No había una tortura mayor para un novio que vivir el día de San Valentín perdido en algún rincón del mapa por culpa del servicio militar. La lejanía se hacía insoportable desde la soledad de un cuartel y un sentimiento de impotencia y ganas de llorar se le colaba hasta el pecho al soldado cuando al abrir la carta de la novia se encontraba con el regalo inesperado de un retrato.
La foto de la novia era el mejor regalo para el día de los enamorados, pero a la vez se convertía en un afilado puñal que te partía el corazón en dos mitades y te dejaba sin aliento. La foto de la novia venía cargada de sensaciones, de recuerdos y de nostalgias de todo lo que se había quedado atrás. En la foto venía su perfume, el roce de sus manos, la huella de una lágrima.
La foto de la novia tenía el sabor amargo de la distancia. Era la foto de ella, de la mujer amada y también de los lugares que tantas veces habían recorrido juntos. En Almería era costumbre hacerse la foto para el novio en las pérgolas del Parque Nuevo, que era un escenario evocador y cómplice, donde tantas relaciones se habían ido gestando domingo tras domingo, paseo tras paseo.
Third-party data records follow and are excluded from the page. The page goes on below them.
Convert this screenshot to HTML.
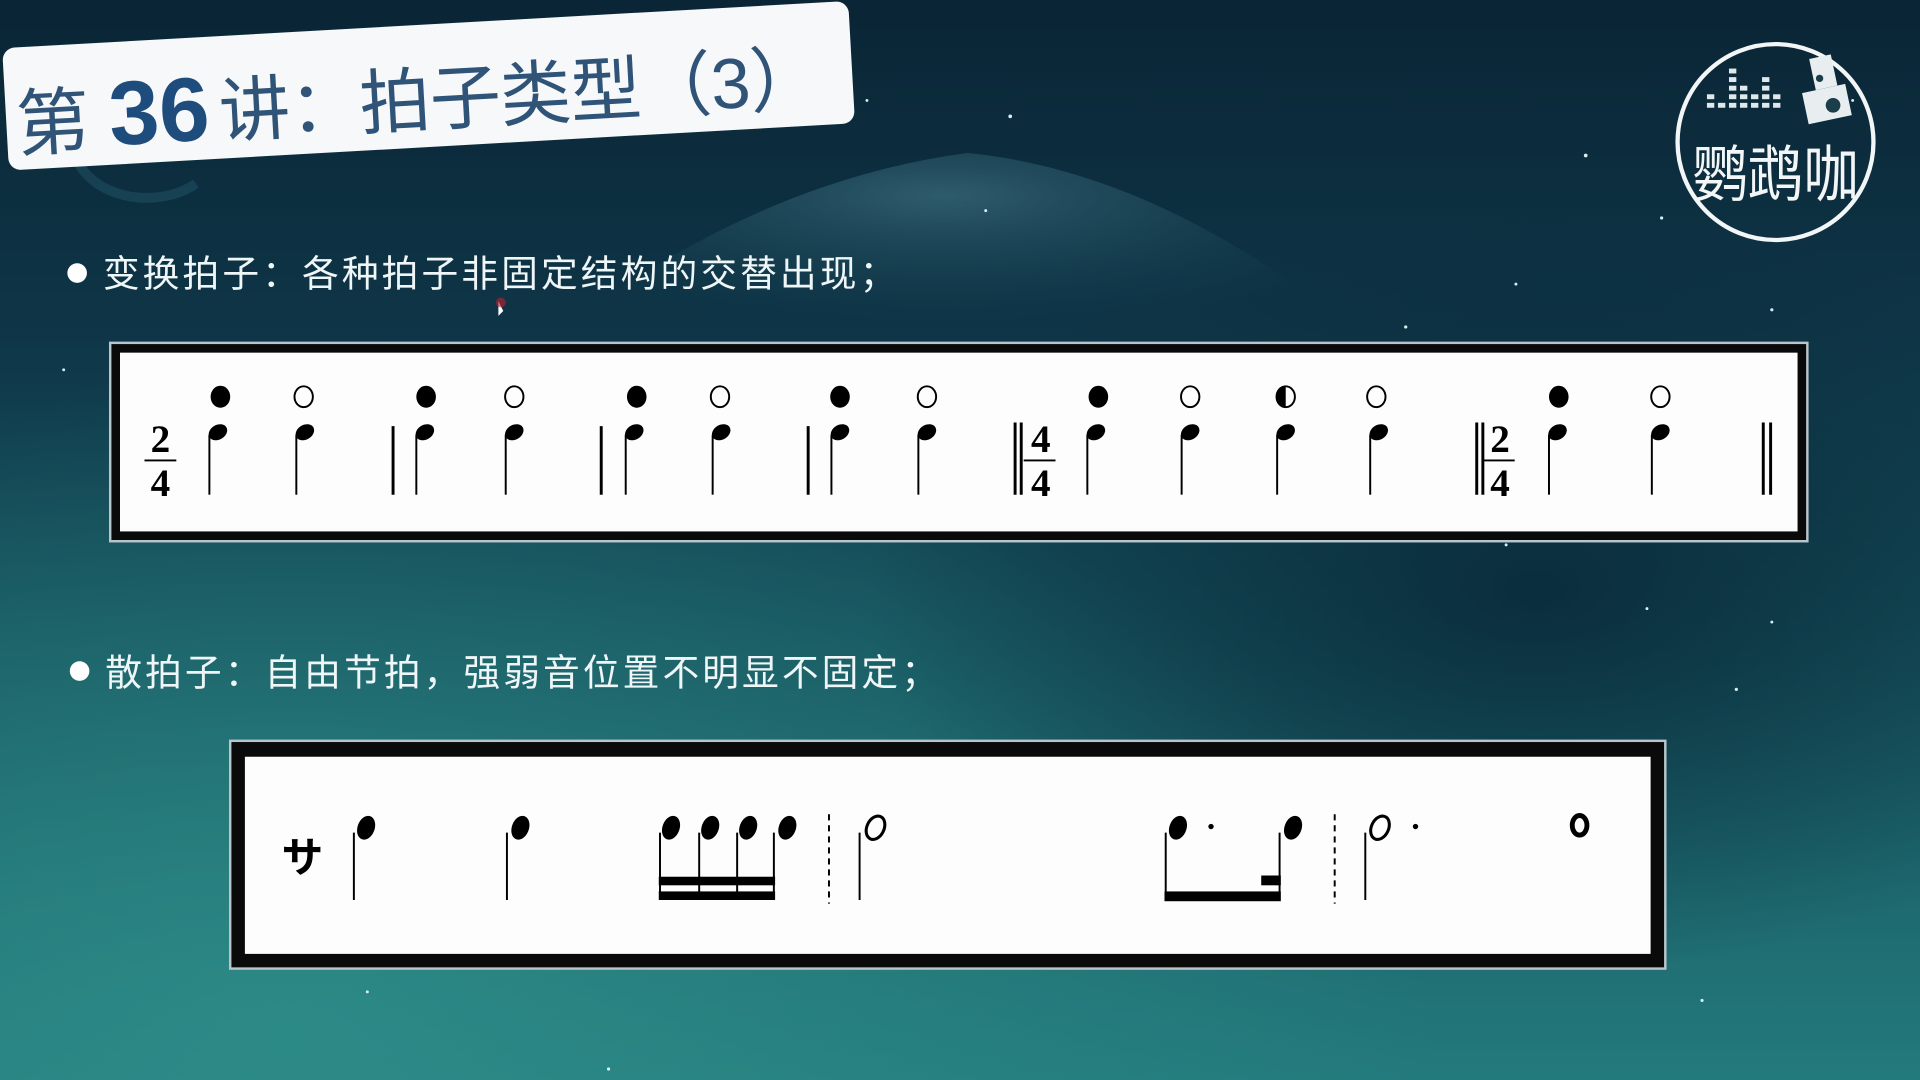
<!DOCTYPE html>
<html><head><meta charset="utf-8"><style>
html,body{margin:0;padding:0;width:1920px;height:1080px;overflow:hidden;background:#0d3444}
svg{display:block}
</style></head><body>
<svg width="1920" height="1080" viewBox="0 0 1568 882" xmlns="http://www.w3.org/2000/svg">
<defs>
<linearGradient id="bg" x1="0" y1="0" x2="0" y2="1">
<stop offset="0" stop-color="#0a2535"/>
<stop offset="0.3" stop-color="#0e3547"/>
<stop offset="0.6" stop-color="#16535e"/>
<stop offset="1" stop-color="#237a7c"/>
</linearGradient>
<radialGradient id="glow1" cx="0.15" cy="0.95" r="0.6">
<stop offset="0" stop-color="#2f8f8a" stop-opacity="0.8"/>
<stop offset="1" stop-color="#2f8f8a" stop-opacity="0"/>
</radialGradient>
<radialGradient id="glow2" cx="0.8" cy="0.55" r="0.35">
<stop offset="0" stop-color="#082535" stop-opacity="0.8"/>
<stop offset="1" stop-color="#082535" stop-opacity="0"/>
</radialGradient>
<radialGradient id="mtn" cx="0.5" cy="0.2" r="0.6">
<stop offset="0" stop-color="#3d6f80" stop-opacity="0.7"/>
<stop offset="1" stop-color="#1a4a5a" stop-opacity="0"/>
</radialGradient>
</defs>
<rect width="1568" height="882" fill="url(#bg)"/>
<rect width="1568" height="882" fill="url(#glow1)"/>
<rect width="1568" height="882" fill="url(#glow2)"/>
<path d="M420 300 Q600 150 790 125 Q950 140 1120 280 Z" fill="url(#mtn)"/>
<path d="M60 120 A60 45 0 0 0 160 150" fill="none" stroke="#1c4a5c" stroke-width="8" opacity="0.7"/>
<g fill="#d8eef0">
<circle cx="825" cy="95" r="1.5"/><circle cx="1295" cy="127" r="1.5"/><circle cx="1357" cy="178" r="1.3"/>
<circle cx="1447" cy="253" r="1.3"/><circle cx="1148" cy="267" r="1.3"/><circle cx="1238" cy="232" r="1.2"/>
<circle cx="805" cy="172" r="1.2"/><circle cx="52" cy="302" r="1.2"/><circle cx="1418" cy="563" r="1.3"/>
<circle cx="1390" cy="817" r="1.3"/><circle cx="497" cy="873" r="1.3"/><circle cx="1447" cy="508" r="1.2"/>
<circle cx="1513" cy="82" r="1.2"/><circle cx="708" cy="82" r="1.2"/><circle cx="1345" cy="497" r="1.2"/>
<circle cx="425" cy="780" r="1.2"/><circle cx="300" cy="810" r="1.2"/><circle cx="1230" cy="445" r="1.2"/>
</g>

<!-- title -->
<g transform="rotate(-3.2 350 70)">
<rect x="4" y="20" width="692" height="100" rx="10" fill="#f6f8fa"/>
<text x="12" y="104" font-family="'Liberation Sans','Noto Sans CJK SC',sans-serif" font-size="60" fill="#2f5478">第</text>
<text x="88" y="104" font-family="'Liberation Sans',sans-serif" font-weight="bold" font-size="74" fill="#1e4d7d" textLength="82" lengthAdjust="spacingAndGlyphs">36</text>
<text x="178" y="102" font-family="'Liberation Sans','Noto Sans CJK SC',sans-serif" font-size="58" fill="#2f5478" textLength="492" lengthAdjust="spacing">讲：拍子类型（3）</text>
</g>

<!-- logo -->
<g>
<circle cx="1450" cy="116" r="80" fill="none" stroke="#f2f6f7" stroke-width="3.5"/>
<g fill="#dfe9ec">
<rect x="1394" y="84" width="6" height="4"/><rect x="1403" y="84" width="6" height="4"/><rect x="1412" y="84" width="6" height="4"/><rect x="1421" y="84" width="6" height="4"/><rect x="1430" y="84" width="6" height="4"/><rect x="1439" y="84" width="6" height="4"/><rect x="1448" y="84" width="6" height="4"/>
<rect x="1394" y="77" width="6" height="4"/><rect x="1412" y="77" width="6" height="4"/><rect x="1421" y="77" width="6" height="4"/><rect x="1430" y="77" width="6" height="4"/><rect x="1439" y="77" width="6" height="4"/><rect x="1448" y="77" width="6" height="4"/>
<rect x="1412" y="70" width="6" height="4"/><rect x="1421" y="70" width="6" height="4"/><rect x="1439" y="70" width="6" height="4"/>
<rect x="1412" y="63" width="6" height="4"/><rect x="1439" y="63" width="6" height="4"/>
<rect x="1412" y="56" width="6" height="4"/>
</g>
<rect x="1480" y="46" width="18" height="26" fill="#e8eef0" transform="rotate(-12 1489 59)"/>
<rect x="1474" y="72" width="36" height="26" fill="#e8eef0" transform="rotate(-12 1492 85)"/>
<circle cx="1497" cy="86" r="6" fill="#1a3e4a"/><circle cx="1486" cy="64" r="3" fill="#1a3e4a"/>
<text x="1450" y="160" text-anchor="middle" font-family="'Noto Sans CJK SC','WenQuanYi Zen Hei',sans-serif" font-size="50" fill="#f2f6f7" textLength="136" lengthAdjust="spacingAndGlyphs">鹦鹉咖</text>
</g>

<!-- bullets -->
<g font-family="'Liberation Sans','Noto Sans CJK SC',sans-serif" font-size="30" fill="#eef6f7">
<circle cx="63" cy="223" r="8" fill="#fff"/>
<text x="84" y="234" textLength="648" lengthAdjust="spacing">变换拍子：各种拍子非固定结构的交替出现；</text>
<circle cx="65" cy="548" r="8" fill="#fff"/>
<text x="86" y="560" textLength="680" lengthAdjust="spacing">散拍子：自由节拍，强弱音位置不明显不固定；</text>
</g>
<path d="M407 246 L407 258 L411 254 Z" fill="#fff"/><circle cx="409" cy="247" r="4" fill="#c02030" opacity="0.6"/>

<!-- box 1 -->
<rect x="89" y="279" width="1388" height="164" fill="#b8c6cc"/>
<rect x="91" y="281" width="1384" height="160" fill="#0a0a0a"/>
<rect x="98" y="288" width="1370" height="146" fill="#fcfdfc"/>
<g fill="#000">
<ellipse cx="180" cy="324" rx="8" ry="9"/>
<ellipse cx="348" cy="324" rx="8" ry="9"/>
<ellipse cx="520" cy="324" rx="8" ry="9"/>
<ellipse cx="686" cy="324" rx="8" ry="9"/>
<ellipse cx="897" cy="324" rx="8" ry="9"/>
<ellipse cx="1273" cy="324" rx="8" ry="9"/>
<path d="M1050 315 A8 9 0 0 0 1050 333 Z"/>
</g>
<g fill="none" stroke="#000" stroke-width="1.6">
<ellipse cx="248" cy="324" rx="7.5" ry="8.5"/>
<ellipse cx="420" cy="324" rx="7.5" ry="8.5"/>
<ellipse cx="588" cy="324" rx="7.5" ry="8.5"/>
<ellipse cx="757" cy="324" rx="7.5" ry="8.5"/>
<ellipse cx="972" cy="324" rx="7.5" ry="8.5"/>
<ellipse cx="1124" cy="324" rx="7.5" ry="8.5"/>
<ellipse cx="1050" cy="324" rx="7.5" ry="8.5"/>
<ellipse cx="1356" cy="324" rx="7.5" ry="8.5"/>
</g>
<g>
<g fill="#000">
<ellipse cx="178" cy="353" rx="8" ry="6" transform="rotate(-30 178 353)"/>
<ellipse cx="249" cy="353" rx="8" ry="6" transform="rotate(-30 249 353)"/>
<ellipse cx="347" cy="353" rx="8" ry="6" transform="rotate(-30 347 353)"/>
<ellipse cx="420" cy="353" rx="8" ry="6" transform="rotate(-30 420 353)"/>
<ellipse cx="518" cy="353" rx="8" ry="6" transform="rotate(-30 518 353)"/>
<ellipse cx="589" cy="353" rx="8" ry="6" transform="rotate(-30 589 353)"/>
<ellipse cx="686" cy="353" rx="8" ry="6" transform="rotate(-30 686 353)"/>
<ellipse cx="757" cy="353" rx="8" ry="6" transform="rotate(-30 757 353)"/>
<ellipse cx="895" cy="353" rx="8" ry="6" transform="rotate(-30 895 353)"/>
<ellipse cx="972" cy="353" rx="8" ry="6" transform="rotate(-30 972 353)"/>
<ellipse cx="1050" cy="353" rx="8" ry="6" transform="rotate(-30 1050 353)"/>
<ellipse cx="1126" cy="353" rx="8" ry="6" transform="rotate(-30 1126 353)"/>
<ellipse cx="1272" cy="353" rx="8" ry="6" transform="rotate(-30 1272 353)"/>
<ellipse cx="1356" cy="353" rx="8" ry="6" transform="rotate(-30 1356 353)"/>
</g>
<g stroke="#000" stroke-width="1.6">
<line x1="171" y1="355" x2="171" y2="404"/><line x1="242" y1="355" x2="242" y2="404"/>
<line x1="340" y1="355" x2="340" y2="404"/><line x1="413" y1="355" x2="413" y2="404"/>
<line x1="511" y1="355" x2="511" y2="404"/><line x1="582" y1="355" x2="582" y2="404"/>
<line x1="679" y1="355" x2="679" y2="404"/><line x1="750" y1="355" x2="750" y2="404"/>
<line x1="888" y1="355" x2="888" y2="404"/><line x1="965" y1="355" x2="965" y2="404"/>
<line x1="1043" y1="355" x2="1043" y2="404"/><line x1="1119" y1="355" x2="1119" y2="404"/>
<line x1="1265" y1="355" x2="1265" y2="404"/><line x1="1349" y1="355" x2="1349" y2="404"/>
</g>
<g stroke="#000" stroke-width="2.4">
<line x1="321" y1="348" x2="321" y2="404"/><line x1="491" y1="348" x2="491" y2="404"/><line x1="660" y1="348" x2="660" y2="404"/>
<line x1="829" y1="345" x2="829" y2="404"/><line x1="834" y1="345" x2="834" y2="404"/>
<line x1="1206" y1="345" x2="1206" y2="404"/><line x1="1211" y1="345" x2="1211" y2="404"/>
<line x1="1440" y1="345" x2="1440" y2="404"/><line x1="1446" y1="345" x2="1446" y2="404"/>
</g>
<g font-family="'Liberation Serif',serif" font-weight="bold" font-size="32" fill="#000" text-anchor="middle">
<text x="131" y="369">2</text><text x="131" y="405">4</text>
<text x="850" y="369">4</text><text x="850" y="405">4</text>
<text x="1225" y="369">2</text><text x="1225" y="405">4</text>
</g>
<g stroke="#000" stroke-width="1.5">
<line x1="118" y1="376" x2="144" y2="376"/><line x1="836" y1="376" x2="862" y2="376"/><line x1="1211" y1="376" x2="1237" y2="376"/>
</g>
</g>

<!-- box 2 -->
<rect x="187" y="604" width="1174" height="188" fill="#b8c6cc"/>
<rect x="189" y="606" width="1170" height="184" fill="#0a0a0a"/>
<rect x="200" y="618" width="1148" height="161" fill="#fcfdfc"/>
<text x="247" y="712" text-anchor="middle" font-family="'Noto Sans CJK SC',sans-serif" font-weight="bold" font-size="34" fill="#000">サ</text>
<g fill="#000">
<ellipse cx="299" cy="676" rx="7" ry="10" transform="rotate(20 299 676)"/>
<ellipse cx="425" cy="676" rx="7" ry="10" transform="rotate(20 425 676)"/>
<ellipse cx="548" cy="676" rx="7" ry="10" transform="rotate(20 548 676)"/>
<ellipse cx="580" cy="676" rx="7" ry="10" transform="rotate(20 580 676)"/>
<ellipse cx="611" cy="676" rx="7" ry="10" transform="rotate(20 611 676)"/>
<ellipse cx="643" cy="676" rx="7" ry="10" transform="rotate(20 643 676)"/>
<ellipse cx="962" cy="676" rx="7" ry="10" transform="rotate(20 962 676)"/>
<ellipse cx="1056" cy="676" rx="7" ry="10" transform="rotate(20 1056 676)"/>
<circle cx="989" cy="675" r="2.2"/><circle cx="1156" cy="675" r="2.2"/>
<rect x="538" y="716" width="95" height="7"/><rect x="538" y="728" width="95" height="7"/>
<rect x="951" y="728" width="95" height="8"/><rect x="1030" y="715" width="16" height="8"/>
</g>
<g fill="none" stroke="#000" stroke-width="2.5">
<ellipse cx="715" cy="676" rx="7" ry="10" transform="rotate(25 715 676)"/>
<ellipse cx="1127" cy="676" rx="7" ry="10" transform="rotate(25 1127 676)"/>
<ellipse cx="1290" cy="674" rx="6" ry="8" stroke-width="4"/>
</g>
<g stroke="#000" stroke-width="1.6">
<line x1="289" y1="680" x2="289" y2="735"/><line x1="414" y1="680" x2="414" y2="735"/>
<line x1="539" y1="680" x2="539" y2="735"/><line x1="571" y1="680" x2="571" y2="735"/><line x1="602" y1="680" x2="602" y2="735"/><line x1="632" y1="680" x2="632" y2="735"/>
<line x1="702" y1="680" x2="702" y2="735"/><line x1="952" y1="680" x2="952" y2="735"/><line x1="1045" y1="680" x2="1045" y2="735"/>
<line x1="1115" y1="680" x2="1115" y2="735"/>
<line x1="677" y1="665" x2="677" y2="738" stroke-dasharray="5 4"/>
<line x1="1090" y1="665" x2="1090" y2="738" stroke-dasharray="5 4"/>
</g>
</svg>
</body></html>
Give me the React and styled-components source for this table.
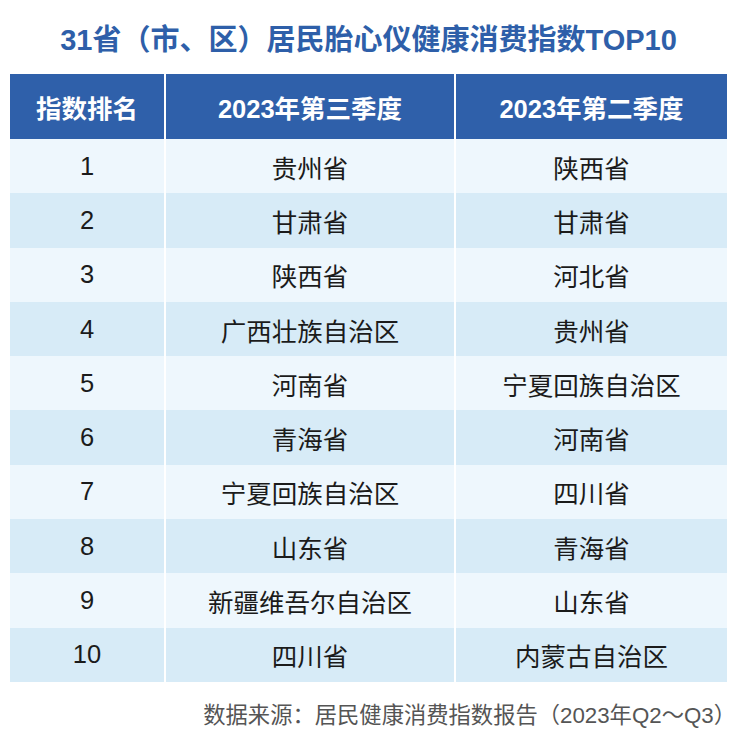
import React from 'react';
import styled, { createGlobalStyle } from 'styled-components';

const GlobalStyle = createGlobalStyle`
  body {
    margin: 0;
    background: #ffffff;
    font-family: "Liberation Sans", "Noto Sans CJK SC", sans-serif;
  }
`;

const Page = styled.div`
  width: 740px;
  height: 745px;
  padding: 0 13px 0 10px;
  box-sizing: border-box;
  display: flex;
  flex-direction: column;
`;

const Title = styled.h1`
  margin: 0;
  height: 74px;
  padding-top: 22px;
  box-sizing: border-box;
  text-align: center;
  font-size: 29px;
  line-height: 36px;
  font-weight: 700;
  color: #2e5fa9;
  white-space: nowrap;
`;

const Table = styled.div`
  display: grid;
  grid-template-columns: 154px 288px 271px;
  column-gap: 2px;
  width: 717px;
`;

const HeadCell = styled.div`
  height: 65px;
  background: #2f60aa;
  color: #ffffff;
  font-size: 25.5px;
  font-weight: 700;
  display: flex;
  align-items: center;
  justify-content: center;
`;

const Cell = styled.div`
  height: 54.3px;
  background: ${(p) => (p.$alt ? '#d7ebf7' : '#eef7fd')};
  color: #1b1b1b;
  font-size: 25.5px;
  display: flex;
  align-items: center;
  justify-content: center;
`;

const Source = styled.div`
  margin-top: 15px;
  width: 726px;
  text-align: right;
  font-size: 22.3px;
  color: #555555;
  white-space: nowrap;
`;

const rows = [
  ['1', '贵州省', '陕西省'],
  ['2', '甘肃省', '甘肃省'],
  ['3', '陕西省', '河北省'],
  ['4', '广西壮族自治区', '贵州省'],
  ['5', '河南省', '宁夏回族自治区'],
  ['6', '青海省', '河南省'],
  ['7', '宁夏回族自治区', '四川省'],
  ['8', '山东省', '青海省'],
  ['9', '新疆维吾尔自治区', '山东省'],
  ['10', '四川省', '内蒙古自治区'],
];

export default function App() {
  return (
    <Page>
      <GlobalStyle />
      <Title>31省（市、区）居民胎心仪健康消费指数TOP10</Title>
      <Table>
        <HeadCell>指数排名</HeadCell>
        <HeadCell>2023年第三季度</HeadCell>
        <HeadCell>2023年第二季度</HeadCell>
        {rows.map((row, i) =>
          row.map((text, j) => (
            <Cell key={`${i}-${j}`} $alt={i % 2 === 1}>
              {text}
            </Cell>
          ))
        )}
      </Table>
      <Source>数据来源：居民健康消费指数报告（2023年Q2～Q3）</Source>
    </Page>
  );
}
Aquellos retratos que viajaban en un sobre por estaciones de trenes y oficinas de Correos llevaban siempre dedicatorias cargadas de amor, recato y mucha inocencia. Una novia no podía expresarle en el reverso todo lo que sentía, ni mucho menos dejar entrever cualquier atisbo de pasión desenfrenada. Estaba obligada a resumirlo todo en dos o tres palabras que no pusieran en entredicho la moralidad de ella y la formalidad del noviazgo.
Solía ocurrir con frecuencia que en las fotos que las novias mandaban a sus novios casi nunca posaban solas. Era habitual que se retrataran acompañadas de alguna amiga o de alguna hermana, ya que ni en una simple fotografía era conveniente que una pareja se quedara a solas.
Cuando el enamorado que estaba cumpliendo con el servicio militar recibía el regalo no tardaba en compartirlo con los compañeros, antes de guardarlo como si fuera un tesoro en el interior de la taquilla. La foto de la novia, desde la perspectiva de la distancia y el encierro, se convertía en el mayor consuelo de los soldados en la lejanía de un cuartel remoto o en la soledad de un navío de la Armada.
La foto sellaba para siempre esa relación de novios formales, que era la única relación posible para que una muchacha se atreviera a mandar su retrato y con él un trozo de sus sentimientos. Detrás de aquellas fotografías estaba la ilusión de tantas jóvenes que seguramente se habían pasado los días y las noches pensando en esa foto, en la ropa que se iban a poner para estar más atractivas. Algunas habrían estado ahorrando durante un tiempo para estrenar una falda o una blusa y para poder ir a la peluquería. No era una fotografía más. Era la foto más importante de su juventud, que con el tiempo pasaría a formar parte de los momentos inolvidables, como el retrato que vendría después, el del día de la boda.
Casi todas las parejas de entonces terminaban en el altar. Todos los caminos conducían al matrimonio si el muchacho era como Dios manda y llevaba buenas intenciones. Hasta los anuncios de la radio te empujaban a dar el paso: “Usted ponga el novio, que París Madrid pondrá los demás”, decía el mensaje publicitario de aquel famoso negocio de muebles que estaba en la calle de las Tiendas. Hasta las letras que sonaban en las emisoras se encargaban de recordarnos que había que pasar por el altar, aunque una canción de Gloria Lasso nos contara la historia de una novia que se casaba con el hombre al que no quería en presencia del verdadero amado: “Blanca y radiante va la Novia. Le sigue atrás su novio - amante”.
Cuantas parejas se declaraban públicamente en aquel programa de ‘Discos dedicados’, donde todos nos enterábamos que en un rincón de Níjar o en un cortijo de la vega una pareja acababa de comprometerse para toda la vida. Porque entonces uno se casaba para siempre y eran pocos los que tenían la oportunidad de echar marcha atrás y salir corriendo. Por eso las madres de las novias insistían tanto en asegurarse de que el pretendiente de su hija era un muchacho formal y venía de buena familia.
Los nuevos tiempos fueron cambiando las costumbres y los noviazgos también se vieron afectados con esos nuevos vientos que empezaron a notarse a finales de los años sesenta y que diez años después ya se habían convertido en un huracán. Con el cambio, los novios formales siguieron saliendo los domingos por la mañana a pasear por el puerto, pero también aparecieron los novios nocturnos que buscaban la profundidad del Parque para darse el lote.
Pero por mucho que cambiaran las costumbres, todos los que tuvimos que pasar por la mili supimos lo que significaba aquel retrato de la novia en la que nos declaraba su amor eterno.